Pierwszy rejs "Stefan Batory" odbył do Montrealu. Statek wypłynął z Gdyni 11 kwietnia 1969 i kolejno zawijał do portów w Kopenhadze, Tilbury i Quebec, aby finalnie po tygodniu podróży dotrzeć do portu w Montrealu. Trasę modyfikowano wielokrotnie zmieniając porty, do których zawijał polski transatlantyk - bywał on w Hamburgu, Cuxhaven czy Southhampton. Z czasem otworzono bezpośrednie połączenie z Nowym Jorkiem, z którego licznie korzystali polscy emigranci chcący odwiedzić rodzinny kraj. Jednak pierwszy rejs w styczniu 1971 nie spotkał się ciepłym przyjęciem strony amerykańskiej. Po zawinięciu do portu polski statek przywitały nieprzychylne transparenty z napisami "Przypłynąłeś w morzu krwi", które odnosiły się krwawego tłumienia protestów polskich stoczniowców. Mimo że rejs ten był pierwszym po 20 latach ("MS Batory" ostatni raz zawinął do Nowego Jorku w roku 1951), Amerykanie odmówili komunistycznemu statkowi obsługi, czy też rozładowania towarów. Przy kolejnych rejsach protesty były już mniejsze, jednak z
ich powodu odwołano planowane rejsy z Nowego Jorku na Karaiby - nie było na nie chętnych. W roku 1976 po zmianie przepisów przez USA "Stefan Batory" nie mógł już zawijać do portów na terenie Stanów Zjednoczonych - nie spełniał bowiem nowych, zaostrzonych norm ekologicznych. Wówczas jedynym i docelowym portem w Ameryce Północnej stał się kanadyjski Montreal.
Wygoda na pokładzie
Pasażerowie na pokładzie mieli do dyspozycji mnóstwo atrakcji, które niedostępne były na innych statkach. Kino, basen, sauna, kawiarnie, restauracje i nienaganna obsługa na najwyższym poziomie. Ze statku chętnie i często korzystali polscy artyści, którzy podróżowali nim na występy w Ameryce Północnej. TSS "Stefan Batory" zagrał też w filmie "Kochaj albo rzuć", gdzie główni bohaterowie (Pawlak i Kargul) wybrali się w podróż do Chicago.
Rejsy w nagrodę za "umacnianie socjalistycznej ojczyzny"
Z czasem zainteresowanie rejsami przez Atlantyk zaczęło spadać. Z rywalizacji o pasażera odpadł radziecki "Aleksander Puszkin" i nasz TSS "Stefan Batory" był jedynym, obok "Queen Elizabeth 2", statkiem pływającym z Europy do Ameryki Północnej.

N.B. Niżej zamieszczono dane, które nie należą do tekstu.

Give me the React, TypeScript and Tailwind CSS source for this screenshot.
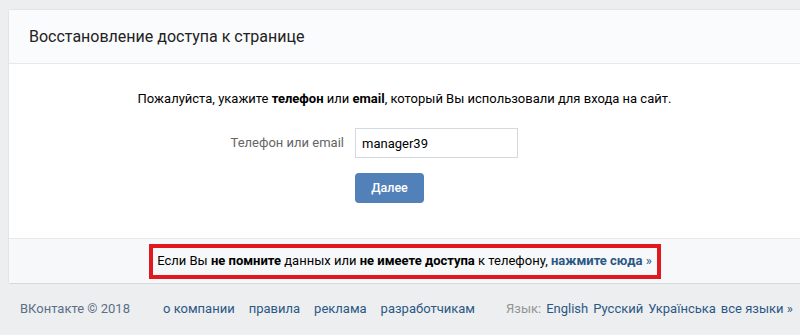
import { useState } from "react";

const footerLinks = ["о компании", "правила", "реклама", "разработчикам"];
const languages = ["English", "Русский", "Українська", "все языки »"];

export default function App() {
  const [login, setLogin] = useState("manager39");

  return (
    <div className="h-[335px] w-[800px] overflow-hidden bg-[#edeef0] pt-[10px] font-['Roboto','Open_Sans',sans-serif] text-[13px] text-black">
      {/* Card */}
      <div className="ml-[9px] w-[820px] rounded-[2px] bg-white shadow-[0_1px_0_0_#d7d8db,0_0_0_1px_#e3e4e8]">
        {/* Header */}
        <div className="flex h-[54px] items-center border-b border-[#e7e8ec] bg-[#fafbfc] px-[20px] text-[16px] text-[#222]">
          Восстановление доступа к странице
        </div>

        {/* Body */}
        <div className="flex h-[174px] w-[791px] flex-col pt-[26px]">
          <p className="text-center leading-[18px]">
            Пожалуйста, укажите <b>телефон</b> или <b>email</b>, который Вы
            использовали для входа на сайт.
          </p>

          <div className="mt-[20px] flex items-center">
            <label className="w-[346px] pr-[11px] text-right text-[#656565]">
              Телефон или email
            </label>
            <input
              autoFocus
              value={login}
              onChange={(e) => setLogin(e.target.value)}
              className="h-[30px] w-[163px] border border-[#d3d9de] px-[6px] text-[13px] text-black caret-black outline-none"
            />
          </div>

          <div className="mt-[15px] flex pl-[346px]">
            <button className="h-[30px] w-[69px] rounded-[4px] bg-[#5181b8] text-[12.5px] font-medium text-white">
              Далее
            </button>
          </div>
        </div>

        {/* Bottom note */}
        <div className="flex h-[45px] w-[791px] items-center justify-center border-t border-[#e7e8ec] bg-[#f7f8fa]">
          <div className="flex h-[35px] w-[512px] items-center justify-center border-4 border-[#e0191f] pb-[1px]">
            Если Вы&nbsp;<b>не помните</b>&nbsp;данных или&nbsp;
            <b>не имеете доступа</b>&nbsp;к телефону,&nbsp;
            <a className="font-bold text-[#2a5885]">нажмите сюда</a>
            <span className="text-[#2a5885]">&nbsp;»</span>
          </div>
        </div>
      </div>

      {/* Footer */}
      <div className="mt-[16px] flex items-center pl-[20px] text-[#2a5885]">
        <span className="w-[143px] text-[#5b6e85]">ВКонтакте © 2018</span>
        <div className="flex gap-[14px]">
          {footerLinks.map((l) => (
            <span key={l}>{l}</span>
          ))}
        </div>
        <div className="ml-[31px] flex gap-[5px]">
          <span className="text-[#939393]">Язык:</span>
          {languages.map((l) => (
            <span key={l}>{l}</span>
          ))}
        </div>
      </div>
    </div>
  );
}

Słabnące zainteresowanie rejsami transportowymi wymusiło na Polskich Liniach Oceanicznych zmianę strategii. "Batory" stawał się coraz bardziej wycieczkowcem, na pokładzie którego można było popłynąć na Karaiby, Wyspy Kanaryjskie, opłynąć Morze Śródziemne, zwiedzić norweskie fiordy, albo przepłynąć się rzeką Św. Wawrzyńca. Rejs "Batorym" był też szczególną nagrodą, fundowaną przez komunistyczne władze wszelkim "przodownikom pracy" oraz zasłużonym "w umacnianiu potęgi socjalistycznej ojczyzny".
Polityka i prawo
Przemiany polityczne w kraju odbiły się negatywnie na losie jednostki. W roku 1981, z racji niestabilnej sytuacji politycznej na wybrzeżu, "Stefan Batory" kończył rejsy w Rotterdamie, zamiast w Gdyni. W roku 1982 odwołano część rejsów, a do tego drastycznie zmalała liczba pasażerów z Polski. Powstały wówczas plany zbudowania kolejnej jednostki o nazwie "Polonia", jednak do jej budowy nigdy nie doszło. TSS "Stefan Batory" kontynuował zatem swoją pracę i przez pewien okres był jednym liniowcem łączącym Amerykę Północną z Europą (brytyjski liniowiec przerobiono wówczas na okręt wojenny i wysłano na Falklandy). Kiedy zmodernizowana "Queen Elizabeth 2" wróciła do rejsów pasażerskich, to nasz statek był jednym, który wykorzystywał do napędu turbiny parowe, zamiast nowoczesnych silników Diesla.
Ostatni polski transatlantyk pasażerki zakończył swoje rejsy w roku 1987. Przyczyniły się do tego zmiany w kanadyjskim prawie. Tak jak wcześniej do USA, tak teraz nie mógł on już zawijać do Montrealu z powodu nie spełniania norm ochrony środowiska. Statek odbył jeszcze kilka rejsów wycieczkowych, między innymi do Ameryki Południowej, na Karaiby czy Kubę. Polską banderę opuszczono w kwietniu 1988 roku. Statek został sprzedany i przez pewien czas, zacumowany w Goteborgu, służył za hotel dla emigrantów. Ta rola zakończyła się w roku 1992 i statek wycofano ze służby, jednak pozostawiono w rezerwie. W roku 2000 statek popłynął do Turcji, gdzie w stoczni Aliaga został zezłomowany.